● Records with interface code

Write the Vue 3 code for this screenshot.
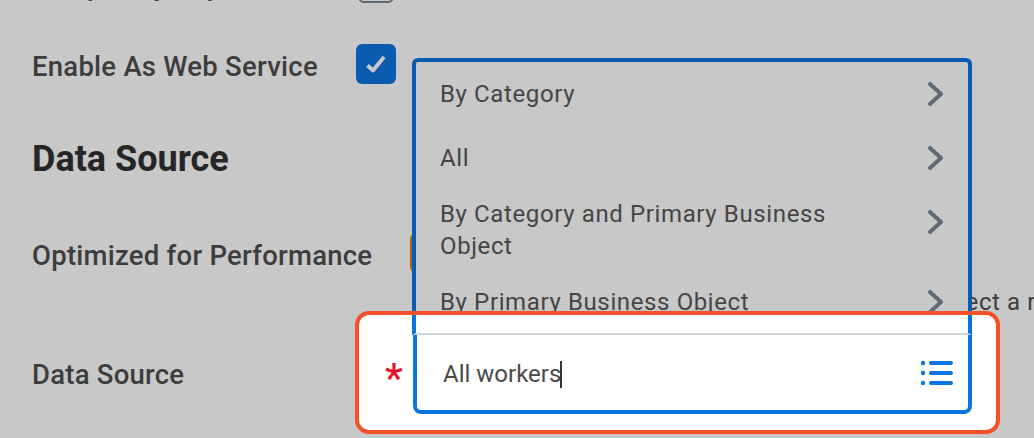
<template>
  <div class="page">
    <div class="form">
      <div class="row row-first">
        <span class="label">Temporary Report</span>
        <span class="check"></span>
      </div>
      <div class="row row-service">
        <span class="label">Enable As Web Service</span>
        <span class="check check-on">
          <svg width="24" height="24" viewBox="0 0 24 24">
            <path d="M3.5 13.5 L9 18.5 L20 5" fill="none" stroke="#c8c8c8" stroke-width="3.8" stroke-linejoin="round" />
          </svg>
        </span>
      </div>
      <h2 class="heading">Data Source</h2>
      <div class="row row-perf">
        <span class="label">Optimized for Performance</span>
        <span class="check check-warn"></span>
      </div>
      <p class="hint">Select a report</p>
      <div class="row row-source">
        <span class="label">Data Source</span>
      </div>
    </div>

    <ul class="menu">
      <li v-for="item in items" :key="item" class="menu-item">
        <span class="menu-text">{{ item }}</span>
        <svg class="chevron" width="20" height="48" viewBox="0 0 20 48">
          <path d="M4 14 L15 24 L4 34" fill="none" stroke="#5e6a75" stroke-width="4" stroke-linecap="round" stroke-linejoin="round" />
        </svg>
      </li>
    </ul>

    <div class="spotlight">
      <span class="required">*</span>
      <div class="combo">
        <div class="combo-top"></div>
        <div class="combo-input">
          <span class="combo-value">All workers</span>
          <span class="caret"></span>
          <svg class="list-icon" width="34" height="26" viewBox="0 0 34 26">
            <circle cx="3" cy="3" r="2.2" />
            <circle cx="3" cy="13" r="2.2" />
            <circle cx="3" cy="23" r="2.2" />
            <rect x="9" y="1" width="24" height="4" rx="2" />
            <rect x="9" y="11" width="24" height="4" rx="2" />
            <rect x="9" y="21" width="24" height="4" rx="2" />
          </svg>
        </div>
      </div>
    </div>
  </div>
</template>

<script setup>
const items = [
  'By Category',
  'All',
  'By Category and Primary Business Object',
  'By Primary Business Object'
]
</script>

<style>
html,
body {
  margin: 0;
  background: #c8c8c8;
}
</style>

<style scoped>
.page {
  position: relative;
  width: 1034px;
  height: 438px;
  overflow: hidden;
  background: #c8c8c8;
  font-family: Roboto, "Liberation Sans", sans-serif;
  color: #3d3d3d;
}

.form {
  padding-left: 32px;
}

.row {
  display: flex;
  align-items: center;
  height: 40px;
}

.row-first {
  margin-top: -37px;
}

.row-service {
  margin-top: 41px;
}

.row-perf {
  margin-top: 54px;
}

.row-source {
  margin-top: 34px;
}

.label {
  min-width: 324px;
  padding-top: 4px;
  font-size: 27.5px;
  font-weight: 500;
  letter-spacing: 0.24px;
  white-space: nowrap;
}

.row-perf .label {
  margin-right: 38px;
}

.check {
  box-sizing: border-box;
  display: flex;
  align-items: center;
  justify-content: center;
  width: 36px;
  height: 40px;
  margin-left: 2px;
  border: 2px solid #5e6a75;
  border-radius: 6px;
}

.check-on {
  width: 40px;
  margin-left: 0;
  border: none;
  background: #0b5cb1;
}

.check-warn {
  width: 40px;
  margin-left: 0;
  border: 4px solid #a86a10;
}

.heading {
  margin: 55px 0 0;
  font-size: 36px;
  line-height: 40px;
  font-weight: 700;
  color: #262626;
}

.hint {
  margin: 13px 0 0 899px;
  font-size: 24px;
  line-height: 32px;
  letter-spacing: 0.6px;
  white-space: nowrap;
}

.menu {
  box-sizing: border-box;
  position: absolute;
  left: 412px;
  top: 58px;
  width: 560px;
  height: 280px;
  margin: 0;
  padding: 0;
  list-style: none;
  border: 4px solid #0b5cb1;
  border-bottom: none;
  border-radius: 6px 6px 0 0;
  background: #c8c8c8;
}

.menu-item {
  display: flex;
  align-items: flex-start;
  justify-content: space-between;
  min-height: 48px;
  padding: 8px 22px 8px 24px;
}

.menu-text {
  max-width: 440px;
  display: flex;
  align-items: center;
  min-height: 48px;
  font-size: 24px;
  line-height: 32px;
  letter-spacing: 0.62px;
  color: #454545;
}

.spotlight {
  box-sizing: border-box;
  position: absolute;
  left: 355px;
  top: 311px;
  width: 645px;
  height: 123px;
  display: flex;
  align-items: flex-start;
  border: 4px solid #f4502a;
  border-radius: 14px;
  background: #fff;
}

.required {
  position: absolute;
  left: 26px;
  top: 44px;
  font-size: 40px;
  line-height: 40px;
  font-weight: 500;
  color: #e8112d;
}

.combo {
  display: flex;
  flex-direction: column;
  width: 559px;
  margin-left: 54px;
}

.combo-top {
  box-sizing: border-box;
  height: 20px;
  margin-left: -1px;
  border-left: 4px solid #0875e1;
  border-right: 4px solid #0875e1;
  border-bottom: 2px solid #ced3d9;
}

.combo-input {
  box-sizing: border-box;
  display: flex;
  align-items: center;
  height: 79px;
  padding: 3px 14px 0 26px;
  border: 4px solid #0875e1;
  border-top: none;
  border-radius: 0 0 8px 8px;
  font-size: 24px;
  color: #4a4a4a;
}

.combo-value {
  white-space: nowrap;
}

.caret {
  width: 2px;
  height: 27px;
  margin-left: -1px;
  background: #333;
}

.list-icon {
  margin-top: -3px;
  margin-left: auto;
  fill: #0875e1;
}
</style>
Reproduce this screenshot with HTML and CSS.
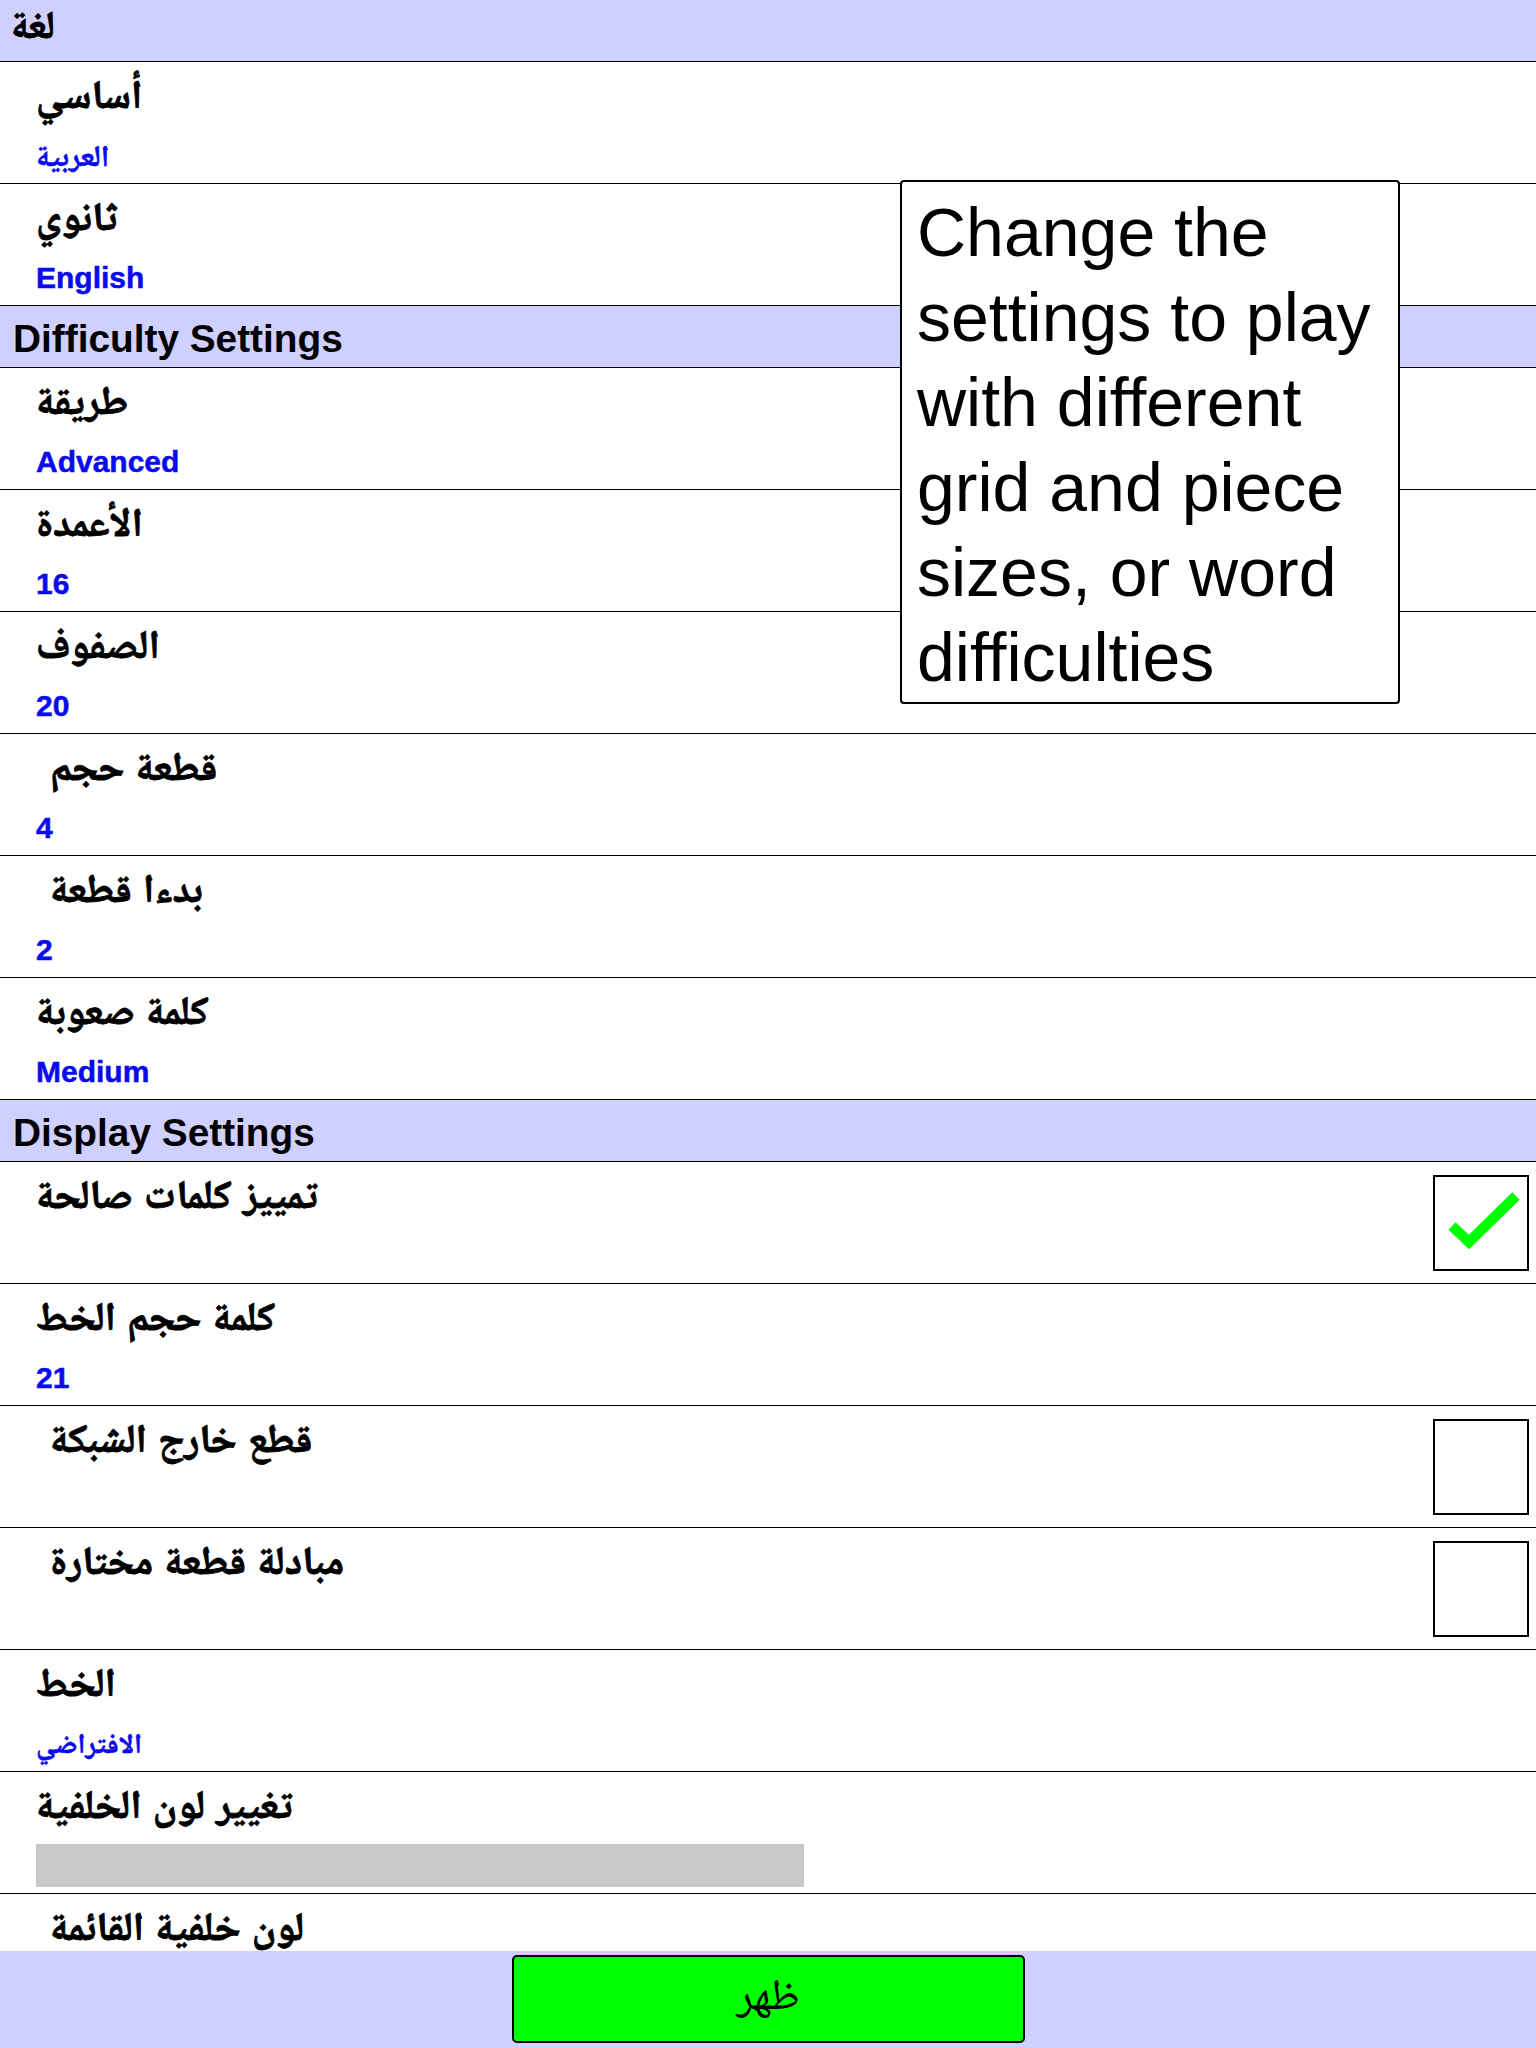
FILE: index.html
```html
<!DOCTYPE html>
<html lang="ar">
<head>
<meta charset="utf-8">
<title>Settings</title>
<link rel="stylesheet" href="styles.css">
</head>
<body>
<div class="screen">
  <div class="list">
    <div class="section ar">لغة</div>
    <div class="item"><div class="text"><div class="title">أساسي</div><div class="value">العربية</div></div></div>
    <div class="item"><div class="text"><div class="title">ثانوي</div><div class="value">English</div></div></div>
    <div class="section">Difficulty Settings</div>
    <div class="item"><div class="text"><div class="title">طريقة</div><div class="value">Advanced</div></div></div>
    <div class="item"><div class="text"><div class="title">الأعمدة</div><div class="value">16</div></div></div>
    <div class="item"><div class="text"><div class="title">الصفوف</div><div class="value">20</div></div></div>
    <div class="item"><div class="text"><div class="title indent">قطعة حجم</div><div class="value">4</div></div></div>
    <div class="item"><div class="text"><div class="title indent">بدءا قطعة</div><div class="value">2</div></div></div>
    <div class="item"><div class="text"><div class="title">كلمة صعوبة</div><div class="value">Medium</div></div></div>
    <div class="section">Display Settings</div>
    <div class="item"><div class="text"><div class="title">تمييز كلمات صالحة</div></div>
      <div class="check">
        <svg width="92" height="92" viewBox="0 0 92 92"><polyline points="17,49 34,65 81,19" fill="none" stroke="#00ff00" stroke-width="10.5" stroke-linejoin="miter"/></svg>
      </div>
    </div>
    <div class="item"><div class="text"><div class="title">كلمة حجم الخط</div><div class="value">21</div></div></div>
    <div class="item"><div class="text"><div class="title indent">قطع خارج الشبكة</div></div><div class="check"></div></div>
    <div class="item"><div class="text"><div class="title indent">مبادلة قطعة مختارة</div></div><div class="check"></div></div>
    <div class="item"><div class="text"><div class="title">الخط</div><div class="value ar">الافتراضي</div></div></div>
    <div class="item"><div class="text"><div class="title">تغيير لون الخلفية</div><div class="swatch"></div></div></div>
    <div class="item"><div class="text"><div class="title indent">لون خلفية القائمة</div></div></div>
  </div>
  <div class="footer"><button class="show">ظهر</button></div>
  <div class="tooltip">Change the settings to play with different grid and piece sizes, or word difficulties</div>
</div>
</body>
</html>
```
FILE: styles.css
```css
html, body {
  margin: 0;
  padding: 0;
}
body {
  width: 1536px;
  height: 2048px;
  overflow: hidden;
  background: #ffffff;
  font-family: "Liberation Sans", "Noto Naskh Arabic", "Droid Arabic Naskh", "Noto Naskh Arabic UI", "Amiri", "Scheherazade New", "FreeSerif", "DejaVu Sans", sans-serif;
  color: #000;
}
.screen {
  position: relative;
  height: 2048px;
  display: flex;
  flex-direction: column;
}
.list {
  flex: 1;
  overflow: hidden;
}
.section {
  box-sizing: border-box;
  height: 62px;
  padding: 11px 0 0 13px;
  background: #d0d0ff;
  border-bottom: 1px solid #000;
  font-size: 38.8px;
  font-weight: bold;
  line-height: 44px;
  white-space: nowrap;
}
.section.ar {
  padding-top: 3px;
  padding-left: 11px;
  -webkit-text-stroke: 0.8px #000;
}
.item {
  box-sizing: border-box;
  height: 122px;
  border-bottom: 1px solid #000;
  display: flex;
  padding: 0 7px 0 36px;
}
.text {
  flex: 1;
  padding-top: 10px;
}
.title {
  font-size: 40px;
  font-weight: bold;
  line-height: 44px;
  height: 44px;
  white-space: nowrap;
  -webkit-text-stroke: 0.8px #000;
}
.title.indent {
  padding-left: 14px;
}
.value {
  margin-top: 23px;
  font-size: 30px;
  font-weight: bold;
  line-height: 34px;
  height: 34px;
  color: #0a0aee;
  white-space: nowrap;
  -webkit-text-stroke: 0.5px #0a0aee;
}
.value.ar {
  font-size: 28px;
}
.swatch {
  margin-top: 18px;
  width: 768px;
  height: 43px;
  background: #c8c8c8;
}
.check {
  align-self: center;
  box-sizing: border-box;
  width: 96px;
  height: 96px;
  border: 2px solid #000;
  background: #fff;
}
.check svg {
  display: block;
}
.footer {
  box-sizing: border-box;
  height: 97px;
  background: #d0d0ff;
  display: flex;
  justify-content: center;
  padding-top: 4px;
}
.show {
  box-sizing: border-box;
  width: 513px;
  height: 88px;
  background: #00ff00;
  border: 2px solid #000;
  border-radius: 5px;
  font-family: inherit;
  font-size: 44px;
  color: #000;
  padding: 0;
}
.tooltip {
  position: absolute;
  left: 900px;
  top: 180px;
  box-sizing: border-box;
  width: 500px;
  height: 524px;
  padding: 8px 15px 0 15px;
  background: #fff;
  border: 2px solid #000;
  border-radius: 4px;
  font-size: 68px;
  line-height: 85px;
}
```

● THE REQUEST
Skip the pictures, please, and transcribe only the lines from the beginning of the material through the one that contains "</template>".

● EXERCISE SOLUTION
Write the Vue 3 code for this screenshot.
<template>
  <div class="page">
    <div class="form">
      <div class="row row-first">
        <span class="label">Temporary Report</span>
        <span class="check"></span>
      </div>
      <div class="row row-service">
        <span class="label">Enable As Web Service</span>
        <span class="check check-on">
          <svg width="24" height="24" viewBox="0 0 24 24">
            <path d="M3.5 13.5 L9 18.5 L20 5" fill="none" stroke="#c8c8c8" stroke-width="3.8" stroke-linejoin="round" />
          </svg>
        </span>
      </div>
      <h2 class="heading">Data Source</h2>
      <div class="row row-perf">
        <span class="label">Optimized for Performance</span>
        <span class="check check-warn"></span>
      </div>
      <p class="hint">Select a report</p>
      <div class="row row-source">
        <span class="label">Data Source</span>
      </div>
    </div>

    <ul class="menu">
      <li v-for="item in items" :key="item" class="menu-item">
        <span class="menu-text">{{ item }}</span>
        <svg class="chevron" width="20" height="48" viewBox="0 0 20 48">
          <path d="M4 14 L15 24 L4 34" fill="none" stroke="#5e6a75" stroke-width="4" stroke-linecap="round" stroke-linejoin="round" />
        </svg>
      </li>
    </ul>

    <div class="spotlight">
      <span class="required">*</span>
      <div class="combo">
        <div class="combo-top"></div>
        <div class="combo-input">
          <span class="combo-value">All workers</span>
          <span class="caret"></span>
          <svg class="list-icon" width="34" height="26" viewBox="0 0 34 26">
            <circle cx="3" cy="3" r="2.2" />
            <circle cx="3" cy="13" r="2.2" />
            <circle cx="3" cy="23" r="2.2" />
            <rect x="9" y="1" width="24" height="4" rx="2" />
            <rect x="9" y="11" width="24" height="4" rx="2" />
            <rect x="9" y="21" width="24" height="4" rx="2" />
          </svg>
        </div>
      </div>
    </div>
  </div>
</template>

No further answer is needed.